At the Kenyon end of the line there were originally two separate Kenyon Junction Stations, one at the terminus of the Kenyon and Leigh Junction Company’s line, this being the only station belonging to that Company, and the other Kenyon Junction Station was situated on the Liverpool and Manchester line, and was owned by that Company.
The distance by rail from Bolton to Liverpool was 28½ miles which in 1831 the trains were covering in 100 minutes (1 hour, 40 minutes), a much faster service than those offered by the Mail and Post Coach owners between Bolton and Liverpool.
The Bolton and Leigh and the Kenyon and Leigh Junction Companies continued working together until 1836 when the Bolton and Leigh Company obtained an Act of Parliament which gave them the right to lease the Kenyon and Leigh line for 25 years and the right to purchase the line for £44,750. In 1834 the Bolton and Leigh Company leased the running of their Railway to Mr. John Hargreaves of Bolton. He also was granted running rights over the Leigh and Kenyon Junction, and the Liverpool and Manchester Railways.

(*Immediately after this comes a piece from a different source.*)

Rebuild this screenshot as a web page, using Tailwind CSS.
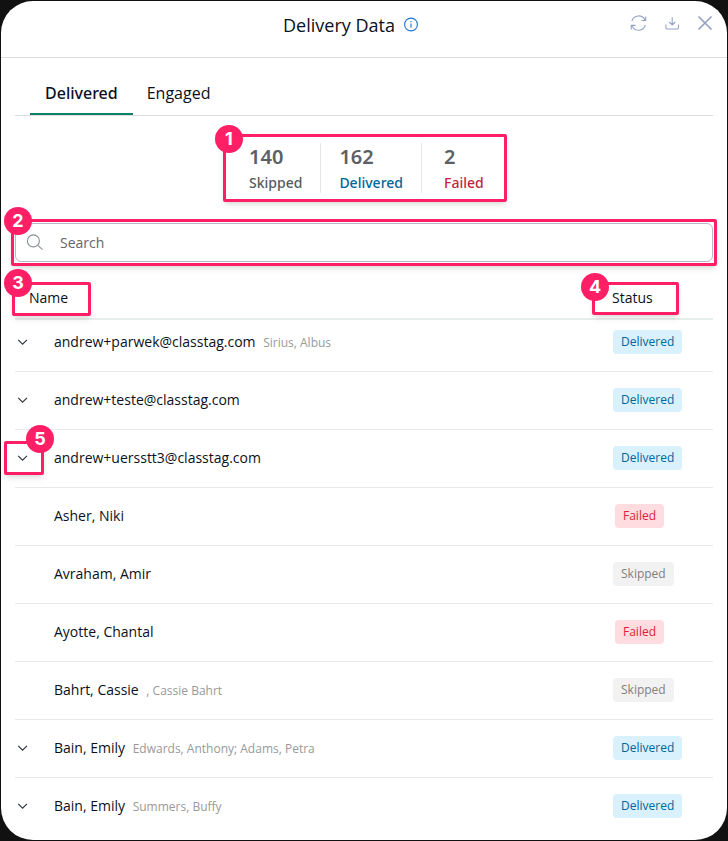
<!DOCTYPE html>
<html lang="en">

<head>
    <meta charset="UTF-8">
    <meta name="viewport" content="width=device-width, initial-scale=1.0">
    <title>Delivery Data</title>
    <script src="https://cdn.jsdelivr.net/npm/@tailwindcss/browser@4"></script>
</head>

<body class="bg-[#111111] font-['Open_Sans','Noto_Sans',sans-serif] text-[#0b1020]">
    <div class="min-h-screen p-px">
        <main class="bg-white rounded-[32px] pb-[5px]">
            <header class="relative flex items-center justify-center h-[57px] pb-2 pr-[26px] border-b border-[#dddddd]">
                <h1 class="text-lg">Delivery Data</h1>
                <button type="button" aria-label="About delivery data" class="ml-2 text-[#1d74d8]">
                    <svg class="size-4" viewBox="0 0 16 16" fill="none" stroke="currentColor" stroke-width="1.1">
                        <circle cx="8" cy="7.5" r="6.4" />
                        <path d="M8 6.5v4.2M8 4.1v1.2" />
                    </svg>
                </button>
                <div class="absolute right-3 top-3 flex items-center gap-[15px] text-[#94a3c4]">
                    <button type="button" aria-label="Refresh">
                        <svg class="size-5" viewBox="0 0 20 20" fill="none" stroke="currentColor" stroke-width="1.1">
                            <path d="M2.9 8.2A6.9 6.9 0 0 1 16 7.2M16.7 3.4v4.1h-4.2M16.3 11.8A6.9 6.9 0 0 1 3 12.4M2.3 16.4v-4h4.3" />
                        </svg>
                    </button>
                    <button type="button" aria-label="Download">
                        <svg class="size-4" viewBox="0 0 16 16" fill="none" stroke="currentColor" stroke-width="1.1">
                            <path d="M1.9 9.5v3a1.5 1.5 0 0 0 1.5 1.5h9.6a1.5 1.5 0 0 0 1.5-1.5v-3M8.2 2.3v7.5M5.2 7l3 3 3-3" />
                        </svg>
                    </button>
                    <button type="button" aria-label="Close">
                        <svg class="size-5" viewBox="0 0 20 20" fill="none" stroke="currentColor" stroke-width="1.7">
                            <path d="M3.5 3.5l13 13M16.5 3.5L3.5 16.5" />
                        </svg>
                    </button>
                </div>
            </header>

            <div class="px-3.5">
                <nav class="flex mt-3.5 px-[15px] border-b border-[#dddddd]">
                    <button type="button" class="h-[43px] px-[15px] font-medium font-['Noto_Sans',sans-serif] border-b-2 border-[#0b8068]">Delivered</button>
                    <button type="button" class="h-[43px] px-3.5 border-b-2 border-transparent">Engaged</button>
                </nav>

                <!-- Totals -->
                <section class="flex justify-center mt-[18px] pl-0.5">
                    <div class="relative w-[284px] h-[68px] flex items-start pt-1.5 pl-[7px] border-3 border-[#ff1f66] rounded-[2px] shadow-md">
                        <span class="absolute -left-[11px] -top-3 flex items-center justify-center size-7 rounded-full bg-[#ff1f66] text-white text-lg font-bold font-[Inter,sans-serif]">1</span>
                        <dl class="flex h-[50px] text-sm font-medium font-['Noto_Sans',sans-serif]">
                            <div class="flex flex-col-reverse justify-between px-4 pr-[18px]">
                                <dt class="text-[#555a60]">Skipped</dt>
                                <dd class="text-xl font-semibold text-[#5c6064]">140</dd>
                            </div>
                            <div class="flex flex-col-reverse justify-between px-[18px] border-l border-[#e5e7eb]">
                                <dt class="text-[#006699]">Delivered</dt>
                                <dd class="text-xl font-semibold text-[#5c6064]">162</dd>
                            </div>
                            <div class="flex flex-col-reverse justify-between px-[22px] border-l border-[#e5e7eb]">
                                <dt class="text-[#c21f3d]">Failed</dt>
                                <dd class="text-xl font-semibold text-[#5c6064]">2</dd>
                            </div>
                        </dl>
                    </div>
                </section>

                <!-- Search -->
                <div class="relative flex items-center mt-[21px] h-[39px]">
                    <div class="absolute -inset-x-1 -top-1 -bottom-1 border-3 border-[#ff1f66] rounded-[2px] shadow-md pointer-events-none"></div>
                    <svg class="absolute left-[11px] size-4.5" viewBox="0 0 18 18" fill="none" stroke="#8b9099" stroke-width="1.1">
                        <circle cx="7.4" cy="6.9" r="6" />
                        <path d="M11.8 11.3l4.8 4.4" />
                    </svg>
                    <input type="search" aria-label="Search" placeholder="Search"
                        class="w-full h-[39px] pl-11 pr-4 text-sm border border-[#b5b9cc] rounded-md outline-none placeholder:text-[#666666]">
                    <span class="absolute -left-[11px] -top-4 flex items-center justify-center size-7 rounded-full bg-[#ff1f66] text-white text-lg font-bold font-[Inter,sans-serif]">2</span>
                </div>

                <table class="w-full mt-[19px] text-sm text-left">
                    <thead>
                        <tr class="h-[38px] border-b-2 border-[#e8eeec]">
                            <th scope="col" colspan="2" class="relative pl-3.5 pb-1 font-normal">
                                Name
                                <span class="absolute -left-[3px] top-px w-[79px] h-[34px] border-3 border-[#ff1f66] rounded-[2px] shadow-md"></span>
                                <span class="absolute -left-[11px] -top-3 flex items-center justify-center size-7 rounded-full bg-[#ff1f66] text-white text-lg font-bold font-[Inter,sans-serif]">3</span>
                            </th>
                            <th scope="col" class="relative w-[101px] pb-1 font-normal">
                                Status
                                <span class="absolute -left-5 top-px w-[87px] h-[33px] border-3 border-[#ff1f66] rounded-[2px] shadow-md"></span>
                                <span class="absolute -left-[31px] -top-2 flex items-center justify-center size-7 rounded-full bg-[#ff1f66] text-white text-lg font-bold font-[Inter,sans-serif]">4</span>
                            </th>
                        </tr>
                    </thead>
                    <tbody>
                        <tr class="h-[52px] border-b border-[#e8e8e8]">
                            <td class="w-[39px] pb-1.5">
                                <button type="button" aria-label="Expand" class="block">
                                    <svg class="size-4" viewBox="0 0 16 16" fill="none" stroke="#333842" stroke-width="1.2"><path d="M3.2 5.8L7.6 10.2l4.4-4.4" /></svg>
                                </button>
                            </td>
                            <td class="pb-1.5">andrew+parwek@classtag.com <span class="ml-1 text-xs text-[#999999]">Sirius, Albus</span></td>
                            <td class="pb-1.5"><span class="inline-block px-2 py-1 text-xs/4 rounded bg-[#d9f0fd] text-[#006699] ml-px">Delivered</span></td>
                        </tr>
                        <tr class="h-[58px] border-b border-[#e8e8e8]">
                            <td>
                                <button type="button" aria-label="Expand" class="block">
                                    <svg class="size-4" viewBox="0 0 16 16" fill="none" stroke="#333842" stroke-width="1.2"><path d="M3.2 5.8L7.6 10.2l4.4-4.4" /></svg>
                                </button>
                            </td>
                            <td>andrew+teste@classtag.com</td>
                            <td><span class="inline-block px-2 py-1 text-xs/4 rounded bg-[#d9f0fd] text-[#006699] ml-px">Delivered</span></td>
                        </tr>
                        <tr class="h-[58px] border-b border-[#e8e8e8]">
                            <td class="relative">
                                <button type="button" aria-label="Expand" class="block">
                                    <svg class="size-4" viewBox="0 0 16 16" fill="none" stroke="#333842" stroke-width="1.2"><path d="M3.2 5.8L7.6 10.2l4.4-4.4" /></svg>
                                </button>
                                <span class="absolute -left-[11px] top-[11px] w-10 h-[34px] border-3 border-[#ff1f66] rounded-[2px] shadow-md pointer-events-none"></span>
                                <span class="absolute left-[11px] -top-[5px] flex items-center justify-center size-7 rounded-full bg-[#ff1f66] text-white text-lg font-bold font-[Inter,sans-serif]">5</span>
                            </td>
                            <td>andrew+uersstt3@classtag.com</td>
                            <td><span class="inline-block px-2 py-1 text-xs/4 rounded bg-[#d9f0fd] text-[#006699] ml-px">Delivered</span></td>
                        </tr>
                        <tr class="h-[58px] border-b border-[#e8e8e8]">
                            <td></td>
                            <td>Asher, Niki</td>
                            <td><span class="inline-block px-2 py-1 text-xs/4 rounded bg-[#ffdcdf] text-[#e01e3c] ml-[3px]">Failed</span></td>
                        </tr>
                        <tr class="h-[58px] border-b border-[#e8e8e8]">
                            <td></td>
                            <td>Avraham, Amir</td>
                            <td><span class="inline-block px-2 py-1 text-xs/4 rounded bg-[#f2f2f2] text-[#808080] ml-px">Skipped</span></td>
                        </tr>
                        <tr class="h-[58px] border-b border-[#e8e8e8]">
                            <td></td>
                            <td>Ayotte, Chantal</td>
                            <td><span class="inline-block px-2 py-1 text-xs/4 rounded bg-[#ffdcdf] text-[#e01e3c] ml-[3px]">Failed</span></td>
                        </tr>
                        <tr class="h-[58px] border-b border-[#e8e8e8]">
                            <td></td>
                            <td>Bahrt, Cassie <span class="ml-1 text-xs text-[#999999]">, Cassie Bahrt</span></td>
                            <td><span class="inline-block px-2 py-1 text-xs/4 rounded bg-[#f2f2f2] text-[#808080] ml-px">Skipped</span></td>
                        </tr>
                        <tr class="h-[58px] border-b border-[#e8e8e8]">
                            <td>
                                <button type="button" aria-label="Expand" class="block">
                                    <svg class="size-4" viewBox="0 0 16 16" fill="none" stroke="#333842" stroke-width="1.2"><path d="M3.2 5.8L7.6 10.2l4.4-4.4" /></svg>
                                </button>
                            </td>
                            <td>Bain, Emily <span class="ml-1 text-xs text-[#999999]">Edwards, Anthony; Adams, Petra</span></td>
                            <td><span class="inline-block px-2 py-1 text-xs/4 rounded bg-[#d9f0fd] text-[#006699] ml-px">Delivered</span></td>
                        </tr>
                        <tr class="h-[58px]">
                            <td>
                                <button type="button" aria-label="Expand" class="block">
                                    <svg class="size-4" viewBox="0 0 16 16" fill="none" stroke="#333842" stroke-width="1.2"><path d="M3.2 5.8L7.6 10.2l4.4-4.4" /></svg>
                                </button>
                            </td>
                            <td>Bain, Emily <span class="ml-1 text-xs text-[#999999]">Summers, Buffy</span></td>
                            <td><span class="inline-block px-2 py-1 text-xs/4 rounded bg-[#d9f0fd] text-[#006699] ml-px">Delivered</span></td>
                        </tr>
                    </tbody>
                </table>
            </div>
        </main>
    </div>
</body>

</html>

He was required to provide the Steam Locomotives, Carriages and Wagons necessary for the operation of the services from Bolton to Liverpool. In 1842 there were about 300 wagons in use on the line, all belonging to John Hargreaves, about 40 of which had iron bottoms.
He retained these “rights” until the 31st. December 1845, when he relinquished them upon joining with John Hick to form the Bolton based Company of Hick, Hargreaves.
John Hargreaves was born on 22 October 1800 in Westhoughton. He married Mary Hick (born 1813), daughter of Benjamin Hick of Benjamin Hick & Sons, on 19 October 1836. Hargreaves died in 1874, aged 74, leaving eight surviving children and his widow well provided for, his fortune amounting to £600,000.